--- begin DATA SHOWN ---

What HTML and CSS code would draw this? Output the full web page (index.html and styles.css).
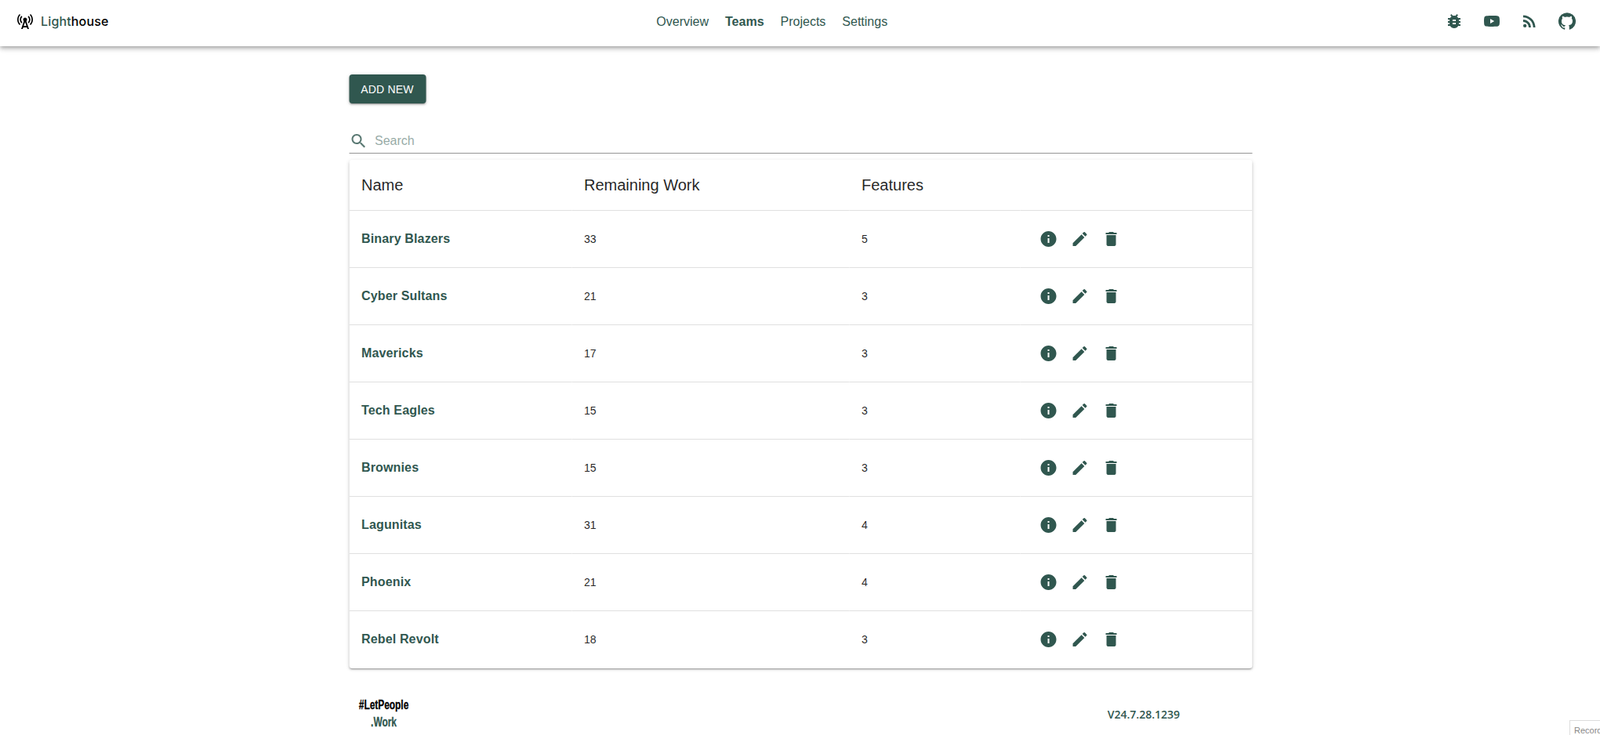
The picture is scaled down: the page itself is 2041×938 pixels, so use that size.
FILE: index.html
```html
<!DOCTYPE html>
<html lang="en">
<head>
    <meta charset="UTF-8">
    <meta name="viewport" content="width=device-width, initial-scale=1.0">
    <title>Lighthouse</title>
    <link rel="stylesheet" href="styles.css">
</head>
<body>
    <svg class="iconDefs" xmlns="http://www.w3.org/2000/svg">
        <symbol id="iconInfo" viewBox="0 0 24 24"><path d="M12 2C6.48 2 2 6.48 2 12s4.48 10 10 10 10-4.48 10-10S17.52 2 12 2m1 15h-2v-6h2zm0-8h-2V7h2z"/></symbol>
        <symbol id="iconEdit" viewBox="0 0 24 24"><path d="M3 17.25V21h3.75L17.81 9.94l-3.75-3.75zM20.71 7.04c.39-.39.39-1.02 0-1.41l-2.34-2.34a.9959.9959 0 0 0-1.41 0l-1.83 1.83 3.75 3.75z"/></symbol>
        <symbol id="iconDelete" viewBox="0 0 24 24"><path d="M6 19c0 1.1.9 2 2 2h8c1.1 0 2-.9 2-2V7H6zM19 4h-3.5l-1-1h-5l-1 1H5v2h14z"/></symbol>
    </svg>

    <header class="topBar">
        <a class="brand">
            <svg class="icon" viewBox="0 0 24 24"><path d="M7.3 14.7l1.2-1.2c-1-1-1.5-2.3-1.5-3.5 0-1.3.5-2.6 1.5-3.5L7.3 5.3c-1.3 1.3-2 3-2 4.7s.7 3.4 2 4.7zM19.1 2.9l-1.2 1.2c1.6 1.6 2.4 3.8 2.4 5.9 0 2.1-.8 4.3-2.4 5.9l1.2 1.2c2-2 2.9-4.5 2.9-7.1 0-2.6-1-5.1-2.9-7.1zM6.1 4.1 4.9 2.9C3 4.9 2 7.4 2 10c0 2.6 1 5.1 2.9 7.1l1.2-1.2c-1.6-1.6-2.4-3.8-2.4-5.9 0-2.1.8-4.3 2.4-5.9zm10.6 10.6c1.3-1.3 2-3 2-4.7-.1-1.7-.7-3.4-2-4.7l-1.2 1.2c1 1 1.5 2.3 1.5 3.5 0 1.3-.5 2.6-1.5 3.5l1.2 1.2zM14.5 10c0-1.38-1.12-2.5-2.5-2.5S9.5 8.62 9.5 10c0 .76.34 1.42.87 1.88L7 22h2l.67-2h4.67l.66 2h2l-3.37-10.12c.53-.46.87-1.12.87-1.88zm-4.17 8L12 13l1.67 5h-3.34z"/></svg>
            <span class="brandName"><span class="brandLight">Light</span>house</span>
        </a>
        <nav class="mainNav">
            <a>Overview</a>
            <a class="active">Teams</a>
            <a>Projects</a>
            <a>Settings</a>
        </nav>
        <div class="topIcons">
            <svg class="icon" viewBox="0 0 24 24"><path d="M20 8h-2.81c-.45-.78-1.07-1.45-1.82-1.96L17 4.41 15.59 3l-2.17 2.17C12.96 5.06 12.49 5 12 5s-.96.06-1.41.17L8.41 3 7 4.41l1.62 1.63C7.88 6.55 7.26 7.22 6.81 8H4v2h2.09c-.05.33-.09.66-.09 1v1H4v2h2v1c0 .34.04.67.09 1H4v2h2.81c1.04 1.79 2.97 3 5.19 3s4.15-1.21 5.19-3H20v-2h-2.09c.05-.33.09-.66.09-1v-1h2v-2h-2v-1c0-.34-.04-.67-.09-1H20zm-6 8h-4v-2h4zm0-4h-4v-2h4z"/></svg>
            <svg class="icon" viewBox="0 0 24 24"><path d="M10 15l5.19-3L10 9v6m11.56-7.83c.13.47.22 1.1.28 1.9.07.8.1 1.49.1 2.09L22 12c0 2.19-.16 3.8-.44 4.83-.25.9-.83 1.48-1.73 1.73-.47.13-1.33.22-2.65.28-1.3.07-2.49.1-3.59.1L12 19c-4.19 0-6.8-.16-7.83-.44-.9-.25-1.48-.83-1.73-1.73-.13-.47-.22-1.1-.28-1.9-.07-.8-.1-1.49-.1-2.09L2 12c0-2.19.16-3.8.44-4.83.25-.9.83-1.48 1.73-1.73.47-.13 1.33-.22 2.65-.28 1.3-.07 2.49-.1 3.59-.1L12 5c4.19 0 6.8.16 7.83.44.9.25 1.48.83 1.73 1.73z"/></svg>
            <svg class="icon" viewBox="0 0 24 24"><circle cx="6.18" cy="17.82" r="2.18"/><path d="M4 4.44v2.83c7.03 0 12.73 5.7 12.73 12.73h2.83c0-8.59-6.97-15.56-15.56-15.56m0 5.66v2.83c3.9 0 7.07 3.17 7.07 7.07h2.83c0-5.47-4.43-9.9-9.9-9.9"/></svg>
            <svg class="icon" viewBox="0 0 24 24"><path d="M12 1.27a11 11 0 00-3.48 21.46c.55.09.73-.28.73-.55v-1.84c-3.03.64-3.67-1.46-3.67-1.46-.55-1.29-1.28-1.65-1.28-1.65-.92-.65.1-.65.1-.65 1.1 0 1.73 1.1 1.73 1.1.92 1.65 2.57 1.2 3.21.92a2 2 0 01.64-1.47c-2.47-.27-5.04-1.19-5.04-5.5 0-1.1.46-2.1 1.2-2.84a3.76 3.76 0 010-2.93s.91-.28 3.11 1.1c1.8-.49 3.7-.49 5.5 0 2.1-1.38 3.02-1.1 3.02-1.1a3.76 3.76 0 010 2.93c.83.74 1.2 1.74 1.2 2.94 0 4.21-2.57 5.13-5.04 5.4.45.37.82.92.82 2.02v3.03c0 .27.1.64.73.55A11 11 0 0012 1.27"/></svg>
        </div>
    </header>

    <main class="mainContainer">
        <button class="addButton">Add New</button>

        <div class="searchBox">
            <svg class="searchIcon" viewBox="0 0 24 24"><path d="M15.5 14h-.79l-.28-.27C15.41 12.59 16 11.11 16 9.5 16 5.91 13.09 3 9.5 3S3 5.91 3 9.5 5.91 16 9.5 16c1.61 0 3.09-.59 4.23-1.57l.27.28v.79l5 4.99L20.49 19zm-6 0C7.01 14 5 11.99 5 9.5S7.01 5 9.5 5 14 7.01 14 9.5 11.99 14 9.5 14"/></svg>
            <input class="searchInput" type="text" placeholder="Search">
        </div>

        <div class="tableCard">
            <table class="teamTable">
                <thead>
                    <tr>
                        <th class="colName">Name</th>
                        <th class="colWork">Remaining Work</th>
                        <th class="colFeatures">Features</th>
                        <th></th>
                    </tr>
                </thead>
                <tbody>
                    <tr>
                        <td class="teamName">Binary Blazers</td><td>33</td><td>5</td>
                        <td class="rowActions"><svg viewBox="0 0 24 24"><use href="#iconInfo"/></svg><svg viewBox="0 0 24 24"><use href="#iconEdit"/></svg><svg viewBox="0 0 24 24"><use href="#iconDelete"/></svg></td>
                    </tr>
                    <tr>
                        <td class="teamName">Cyber Sultans</td><td>21</td><td>3</td>
                        <td class="rowActions"><svg viewBox="0 0 24 24"><use href="#iconInfo"/></svg><svg viewBox="0 0 24 24"><use href="#iconEdit"/></svg><svg viewBox="0 0 24 24"><use href="#iconDelete"/></svg></td>
                    </tr>
                    <tr>
                        <td class="teamName">Mavericks</td><td>17</td><td>3</td>
                        <td class="rowActions"><svg viewBox="0 0 24 24"><use href="#iconInfo"/></svg><svg viewBox="0 0 24 24"><use href="#iconEdit"/></svg><svg viewBox="0 0 24 24"><use href="#iconDelete"/></svg></td>
                    </tr>
                    <tr>
                        <td class="teamName">Tech Eagles</td><td>15</td><td>3</td>
                        <td class="rowActions"><svg viewBox="0 0 24 24"><use href="#iconInfo"/></svg><svg viewBox="0 0 24 24"><use href="#iconEdit"/></svg><svg viewBox="0 0 24 24"><use href="#iconDelete"/></svg></td>
                    </tr>
                    <tr>
                        <td class="teamName">Brownies</td><td>15</td><td>3</td>
                        <td class="rowActions"><svg viewBox="0 0 24 24"><use href="#iconInfo"/></svg><svg viewBox="0 0 24 24"><use href="#iconEdit"/></svg><svg viewBox="0 0 24 24"><use href="#iconDelete"/></svg></td>
                    </tr>
                    <tr>
                        <td class="teamName">Lagunitas</td><td>31</td><td>4</td>
                        <td class="rowActions"><svg viewBox="0 0 24 24"><use href="#iconInfo"/></svg><svg viewBox="0 0 24 24"><use href="#iconEdit"/></svg><svg viewBox="0 0 24 24"><use href="#iconDelete"/></svg></td>
                    </tr>
                    <tr>
                        <td class="teamName">Phoenix</td><td>21</td><td>4</td>
                        <td class="rowActions"><svg viewBox="0 0 24 24"><use href="#iconInfo"/></svg><svg viewBox="0 0 24 24"><use href="#iconEdit"/></svg><svg viewBox="0 0 24 24"><use href="#iconDelete"/></svg></td>
                    </tr>
                    <tr>
                        <td class="teamName">Rebel Revolt</td><td>18</td><td>3</td>
                        <td class="rowActions"><svg viewBox="0 0 24 24"><use href="#iconInfo"/></svg><svg viewBox="0 0 24 24"><use href="#iconEdit"/></svg><svg viewBox="0 0 24 24"><use href="#iconDelete"/></svg></td>
                    </tr>
                </tbody>
            </table>
        </div>

        <footer class="pageFooter">
            <div class="footerLogo">
                <p class="logoTop">#LetPeople</p>
                <p class="logoBottom">.Work</p>
            </div>
            <p class="versionText">V24.7.28.1239</p>
        </footer>
    </main>

    <div class="recorderBadge">Recorder</div>
</body>
</html>
```

FILE: styles.css
```css
html, body {
    height: 100%;
    overflow: hidden;
}

body {
    padding: 0;
    margin: 0;
    background-color: #fff;
    color: #30574F;
    font-family: 'Liberation Sans', Arial, sans-serif;
}

p {
    margin: 0;
}

.iconDefs {
    display: none;
}

.icon {
    width: 24px;
    height: 24px;
    fill: currentColor;
    display: block;
}

.topBar {
    display: flex;
    justify-content: space-between;
    align-items: center;
    box-sizing: border-box;
    height: 59px;
    padding: 0 18px 5px 20px;
    background-color: #fff;
    box-shadow: 0 2px 4px -1px rgba(0,0,0,0.2), 0 4px 5px 0 rgba(0,0,0,0.14), 0 1px 10px 0 rgba(0,0,0,0.12);
}

.brand {
    display: flex;
    align-items: center;
    gap: 8px;
    color: #000;
}

.brandName {
    font-family: Inter, sans-serif;
    font-size: 16px;
    font-weight: 500;
    letter-spacing: .15px;
}

.brandLight {
    color: #30574F;
}

.mainNav {
    display: flex;
    gap: 21px;
    padding-top: 1px;
    font-size: 16px;
}

.active {
    font-weight: bold;
}

.topIcons {
    display: flex;
    gap: 24px;
    padding: 0 12px;
}

.mainContainer {
    width: 1152px;
    margin-left: auto;
    margin-right: auto;
    padding-top: 36px;
    transform: translateX(.5px);
}

.addButton {
    display: block;
    height: 37px;
    width: 98px;
    padding: 0;
    border: 0;
    border-radius: 4px;
    background-color: #30574F;
    color: #fff;
    font-family: inherit;
    font-size: 14px;
    text-transform: uppercase;
    letter-spacing: .2px;
    box-shadow: 0 3px 1px -2px rgba(0,0,0,0.2), 0 2px 2px 0 rgba(0,0,0,0.14), 0 1px 5px 0 rgba(0,0,0,0.12);
}

.searchBox {
    display: flex;
    align-items: center;
    gap: 9px;
    box-sizing: border-box;
    height: 32px;
    margin-top: 32px;
    border-bottom: 1px solid #949494;
}

.searchIcon {
    width: 24px;
    height: 24px;
    fill: #30574F;
    opacity: .8;
}

.searchInput {
    flex: 1;
    border: 0;
    outline: 0;
    padding: 0;
    font-family: inherit;
    font-size: 16px;
    color: #30574F;
}

.searchInput::placeholder {
    color: #30574F;
    opacity: .5;
}

.tableCard {
    margin-top: 8px;
    border-radius: 4px;
    box-shadow: 0 3px 1px -2px rgba(0,0,0,0.2), 0 2px 2px 0 rgba(0,0,0,0.14), 0 1px 5px 0 rgba(0,0,0,0.12);
}

.teamTable {
    width: 100%;
    border-collapse: separate;
    border-spacing: 0;
    table-layout: fixed;
}

.teamTable th {
    height: 65px;
    padding: 1px 16px 0;
    box-sizing: border-box;
    text-align: left;
    font-size: 20px;
    font-weight: normal;
    color: rgba(0,0,0,0.87);
    border-bottom: 1px solid #e0e0e0;
}

.colName {
    width: 284px;
}

.colWork {
    width: 354px;
}

.colFeatures {
    width: 218px;
}

.teamTable td {
    height: 73px;
    padding: 0 16px;
    box-sizing: border-box;
    font-size: 14px;
    color: rgba(0,0,0,0.87);
    border-bottom: 1px solid #e0e0e0;
}

.teamTable tr:last-child td {
    border-bottom-color: transparent;
}

.teamTable .teamName {
    font-size: 16px;
    font-weight: bold;
    letter-spacing: .15px;
    color: #30574F;
}

.rowActions svg {
    width: 24px;
    height: 24px;
    padding: 0 8px;
    fill: #30574F;
    vertical-align: middle;
}

.pageFooter {
    display: flex;
    justify-content: space-between;
    align-items: center;
    margin-top: 36px;
    padding: 0 92px 0 11px;
}

/* no condensed font here, so squeeze the bold sans */
.footerLogo {
    display: flex;
    flex-direction: column;
    align-items: center;
    width: 66px;
    font-size: 17px;
    font-weight: bold;
    line-height: 22px;
    -webkit-text-stroke: .3px currentColor;
    white-space: nowrap;
    transform: scaleX(.7);
}

.logoTop {
    color: #000;
}

.versionText {
    font-family: 'Open Sans', sans-serif;
    font-size: 14px;
    font-weight: 600;
}

.recorderBadge {
    position: fixed;
    top: 919px;
    left: 2002px;
    width: 60px;
    height: 30px;
    box-sizing: border-box;
    padding: 6px 0 0 5px;
    background-color: #fff;
    border: 1px solid #ddd;
    font-size: 11px;
    color: #888;
}
```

--- end DATA SHOWN ---

REQUIRED WORK:
Select every line above that contains the word "styles", and copy it.

REPLY TO THE EXERCISE:
What HTML and CSS code would draw this? Output the full web page (index.html and styles.css).
    <link rel="stylesheet" href="styles.css">
FILE: styles.css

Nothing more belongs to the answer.